> JOB
Look through the listing for the word "this". Copy each line that has it.

> DATA ENTRIES
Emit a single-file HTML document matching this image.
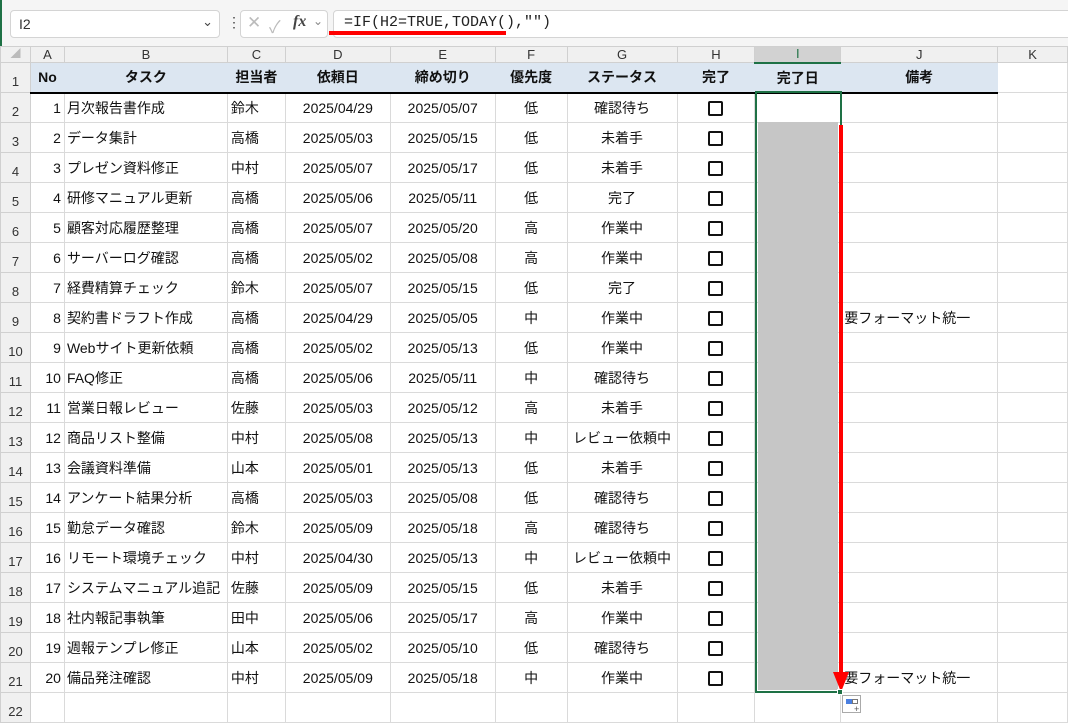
<!DOCTYPE html>
<html><head><meta charset="utf-8"><style>
*{box-sizing:border-box;margin:0;padding:0}
body{width:1068px;height:727px;overflow:hidden;background:#fff;font-family:"Liberation Sans","Noto Sans CJK JP",sans-serif;position:relative}
.top{position:absolute;left:0;top:0;width:1068px;height:46px;background:#f5f5f5;border-left:2px solid #1e7145}
.box{position:absolute;background:#fff;border:1px solid #d4d4d4;border-radius:4px}
table{position:absolute;left:0;top:46px;border-collapse:collapse;table-layout:fixed}
td{border:1px solid #dadada;height:30px;font-size:14px;color:#111;white-space:nowrap;overflow:visible;padding:0 3px;line-height:16px}
tr.ch td{height:16px;line-height:14px;padding:0;background:#f0f0f0;text-align:center;font-size:13px;color:#333;border-color:#d0d0d0}
td.rh{background:#f0f0f0;text-align:center;font-size:13px;color:#333;vertical-align:bottom;padding-bottom:2px;border-color:#d0d0d0}
tr.h td.d{background:#dce6f1;font-weight:bold;text-align:center;border-bottom:2px solid #000;border-left-color:#dce6f1;border-right-color:#dce6f1}
.r{text-align:right}.c{text-align:center}
.cb{display:inline-block;width:15px;height:15px;border:2px solid #111;border-radius:2px;vertical-align:middle}
</style></head><body>
<div class="top">
<div class="box" style="left:8px;top:10px;width:210px;height:28px"><span style="position:absolute;left:8px;top:5px;font-size:14px;color:#333">I2</span><span style="position:absolute;right:6px;top:3px;font-size:13px;color:#444">⌄</span></div>
<div style="position:absolute;left:225px;top:14px;font-size:14px;color:#444">⋮</div>
<div class="box" style="left:238px;top:10px;width:88px;height:28px;color:#bbb;font-size:17px"><span style="position:absolute;left:6px;top:2px">✕</span><span style="position:absolute;left:28px;top:2px">✓</span><span style="position:absolute;left:52px;top:2px;color:#444;font-family:'Liberation Serif',serif;font-style:italic;font-weight:bold;font-size:16px">fx</span><span style="position:absolute;left:72px;top:3px;color:#888;font-size:12px">⌄</span></div>
<div class="box" style="left:331px;top:10px;width:745px;height:28px"><span style="position:absolute;left:10px;top:3px;font-family:'Liberation Mono',monospace;font-size:15px;color:#222">=IF(H2=TRUE,TODAY(),"")</span></div>
<div style="position:absolute;left:327px;top:31px;width:177px;height:4px;background:#f00"></div>
</div>
<table>
<colgroup><col style="width:30px"><col style="width:34px"><col style="width:163px"><col style="width:58px"><col style="width:105px"><col style="width:105px"><col style="width:72px"><col style="width:110px"><col style="width:78px"><col style="width:86px"><col style="width:157px"><col style="width:70px"></colgroup>
<tr class="ch"><td style="font-size:10px;color:#bbb">◢</td><td>A</td><td>B</td><td>C</td><td>D</td><td>E</td><td>F</td><td>G</td><td>H</td><td style="background:#d2d2d2;border-bottom:2px solid #1e7145;color:#1e7145">I</td><td>J</td><td>K</td></tr>
<tr class="h"><td class="rh">1</td><td class="d">No</td><td class="d">タスク</td><td class="d">担当者</td><td class="d">依頼日</td><td class="d">締め切り</td><td class="d">優先度</td><td class="d">ステータス</td><td class="d">完了</td><td class="d">完了日</td><td class="d">備考</td><td></td></tr>
</table>
<div style="position:absolute;left:755px;top:91px;width:87px;height:602px;border:2px solid #1e7145"></div>
<div style="position:absolute;left:758px;top:122px;width:80px;height:568px;background:#c6c6c6"></div>
<div style="position:absolute;left:839px;top:125px;width:4px;height:550px;background:#f00"></div>
<div style="position:absolute;left:833px;top:672px;width:0;height:0;border-left:8px solid transparent;border-right:8px solid transparent;border-top:20px solid #f00"></div>
<div style="position:absolute;left:837px;top:689px;width:6px;height:6px;background:#1e7145;border:1px solid #fff"></div>
<div style="position:absolute;left:842px;top:695px;width:19px;height:18px;border:1px solid #aaa;background:#fff"><div style="position:absolute;left:3px;top:3px;width:6px;height:5px;background:#4a7fe0"></div><div style="position:absolute;left:9px;top:3px;width:6px;height:5px;border:1px solid #777"></div><div style="position:absolute;left:11px;top:8px;font-size:9px;color:#555">+</div></div>
<script>
const d=[["1","月次報告書作成","鈴木","2025/04/29","2025/05/07","低","確認待ち",""],["2","データ集計","高橋","2025/05/03","2025/05/15","低","未着手",""],["3","プレゼン資料修正","中村","2025/05/07","2025/05/17","低","未着手",""],["4","研修マニュアル更新","高橋","2025/05/06","2025/05/11","低","完了",""],["5","顧客対応履歴整理","高橋","2025/05/07","2025/05/20","高","作業中",""],["6","サーバーログ確認","高橋","2025/05/02","2025/05/08","高","作業中",""],["7","経費精算チェック","鈴木","2025/05/07","2025/05/15","低","完了",""],["8","契約書ドラフト作成","高橋","2025/04/29","2025/05/05","中","作業中","要フォーマット統一"],["9","Webサイト更新依頼","高橋","2025/05/02","2025/05/13","低","作業中",""],["10","FAQ修正","高橋","2025/05/06","2025/05/11","中","確認待ち",""],["11","営業日報レビュー","佐藤","2025/05/03","2025/05/12","高","未着手",""],["12","商品リスト整備","中村","2025/05/08","2025/05/13","中","レビュー依頼中",""],["13","会議資料準備","山本","2025/05/01","2025/05/13","低","未着手",""],["14","アンケート結果分析","高橋","2025/05/03","2025/05/08","低","確認待ち",""],["15","勤怠データ確認","鈴木","2025/05/09","2025/05/18","高","確認待ち",""],["16","リモート環境チェック","中村","2025/04/30","2025/05/13","中","レビュー依頼中",""],["17","システムマニュアル追記","佐藤","2025/05/09","2025/05/15","低","未着手",""],["18","社内報記事執筆","田中","2025/05/06","2025/05/17","高","作業中",""],["19","週報テンプレ修正","山本","2025/05/02","2025/05/10","低","確認待ち",""],["20","備品発注確認","中村","2025/05/09","2025/05/18","中","作業中","要フォーマット統一"]];
const t=document.querySelector('table');
d.forEach((r,i)=>{const tr=document.createElement('tr');tr.innerHTML=`<td class="rh">${i+2}</td><td class="r">${r[0]}</td><td style="padding-left:2px">${r[1]}</td><td>${r[2]}</td><td class="c">${r[3]}</td><td class="c">${r[4]}</td><td class="c">${r[5]}</td><td class="c">${r[6]}</td><td class="c"><span class="cb"></span></td><td></td><td>${r[7]}</td><td></td>`;t.appendChild(tr);});
const tr=document.createElement('tr');tr.innerHTML='<td class="rh">22</td>'+'<td></td>'.repeat(11);t.appendChild(tr);
</script>
</body></html>
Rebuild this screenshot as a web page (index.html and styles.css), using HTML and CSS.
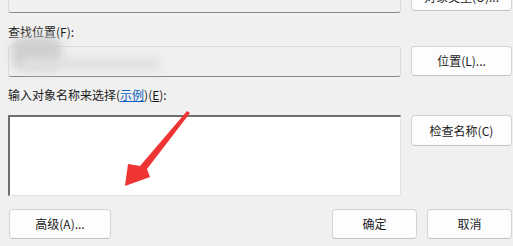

> TASK RESULT
Emit a single-file HTML document matching this image.
Rebuild this screenshot as a web page (index.html and styles.css), using HTML and CSS.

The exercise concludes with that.